Mike R: Being in a workplace where you can do lots of class-struggle work is better than being in one where you can't. But I don't intend to be "colonised". I don't intend to work on the Tube because I wouldn't be any use there.
Chris L: I worked as a full-time official for the GMB for a while after leaving school, and politically it was wasted time. It's not a good idea for people without workplace experience to become full-time union officials, either. Union officials should come from the union movement and be elected by the workers.
Mick: Maybe "moralising" was the wrong word. Yes, you can get working-class jobs that are reasonably well-paid. I should write something about work as a union organiser. You can be political as a union organiser. Some of the organisers I work with are former workplace activists. Workplace union organisation is very poor.
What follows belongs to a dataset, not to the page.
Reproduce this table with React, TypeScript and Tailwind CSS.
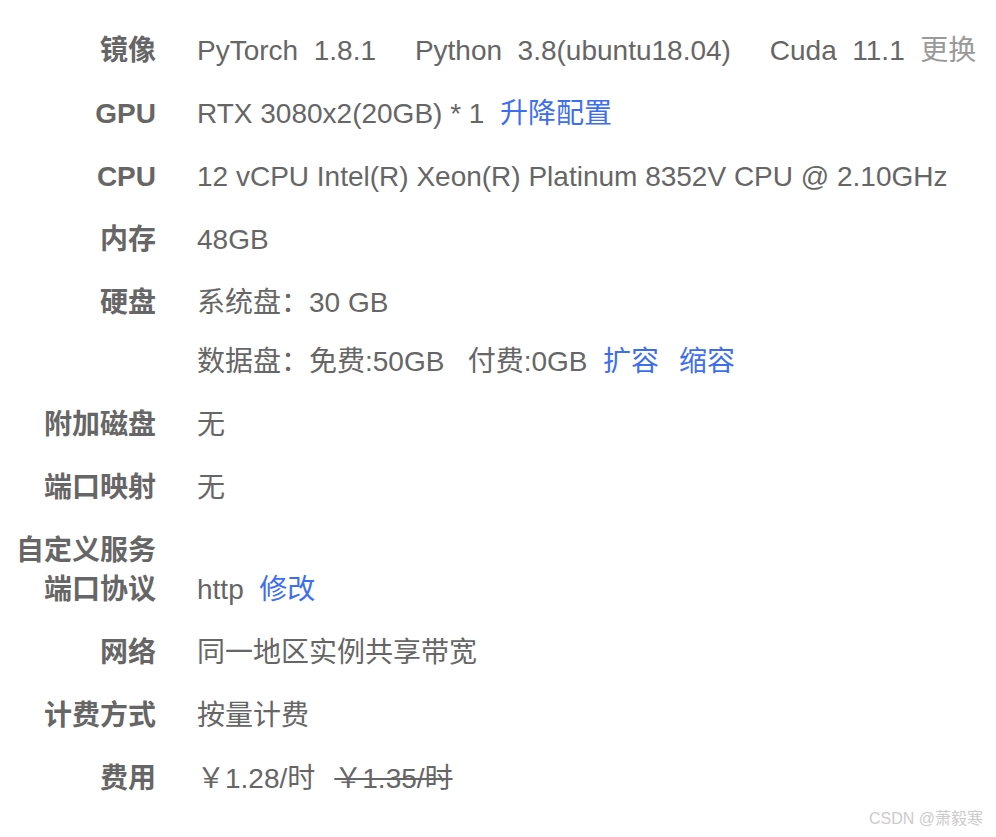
import React from "react";

const font = { fontFamily: '"Liberation Sans", Arial, "Noto Sans CJK SC", sans-serif' };

function Row({ label, children, end }: { label: React.ReactNode; children: React.ReactNode; end?: boolean }) {
  return (
    <div className={`flex ${end ? "items-end" : "items-start"}`}>
      <div className="w-[140px] shrink-0 text-right font-bold text-[#666666]">{label}</div>
      <div className="ml-[41px] text-[#666666] whitespace-pre">{children}</div>
    </div>
  );
}

const Link = ({ children }: { children: React.ReactNode }) => (
  <span className="text-[#3d6ef0]">{children}</span>
);

export default function App() {
  return (
    <div
      className="relative w-[996px] h-[837px] bg-white text-[28px] leading-[39px] overflow-hidden"
      style={font}
    >
      <div className="pt-[31px] pl-[16px] flex flex-col gap-[24px]">
        <Row label="镜像">
          {"PyTorch  1.8.1     Python  3.8(ubuntu18.04)     Cuda  11.1  "}
          <span className="text-[#999999]">更换</span>
        </Row>
        <Row label="GPU">
          {"RTX 3080x2(20GB) * 1  "}
          <Link>升降配置</Link>
        </Row>
        <Row label="CPU">12 vCPU Intel(R) Xeon(R) Platinum 8352V CPU @ 2.10GHz</Row>
        <Row label="内存">48GB</Row>
        <Row label="硬盘">
          <div className="flex flex-col gap-[20px]">
            <div>系统盘：30 GB</div>
            <div>
              {"数据盘：免费:50GB   付费:0GB  "}
              <Link>扩容</Link>
              <span className="ml-[20px]" />
              <Link>缩容</Link>
            </div>
          </div>
        </Row>
        <Row label="附加磁盘">无</Row>
        <Row label="端口映射">无</Row>
        <Row label={<span className="whitespace-normal break-all">自定义服务端口协议</span>} end>
          {"http  "}
          <Link>修改</Link>
        </Row>
        <Row label="网络">同一地区实例共享带宽</Row>
        <Row label="计费方式">按量计费</Row>
        <Row label="费用">
          <span>￥1.28/时</span>
          <span className="ml-[19px] line-through">￥1.35/时</span>
        </Row>
      </div>
      <div className="absolute right-[13px] bottom-[8px] text-[16px] leading-[20px] text-[#cccccc]">
        CSDN @萧毅寒
      </div>
    </div>
  );
}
Sacha: Some people might be no good on the Tube? Fine. We can still have a general policy. Sure, we should not romanticise workplace union organisation. But we don't. We don't tell everyone to go to work in biscuit factories. That's not because biscuit factories aren't important. But it's better to go to areas where there is already relatively good organisation, life, etc. Balance-sheet? You can make a bit of one. Strategy? You can do that a bit, too, pick strategic areas. But that does not contradict the general policy, either.
LABOUR PARTY
Adjourned to next meeting.
IRAQ
To be taken at next meeting because David Br, who has a distinctive viewpoint, was unable to attend this meeting (representing ENS at a French student conference).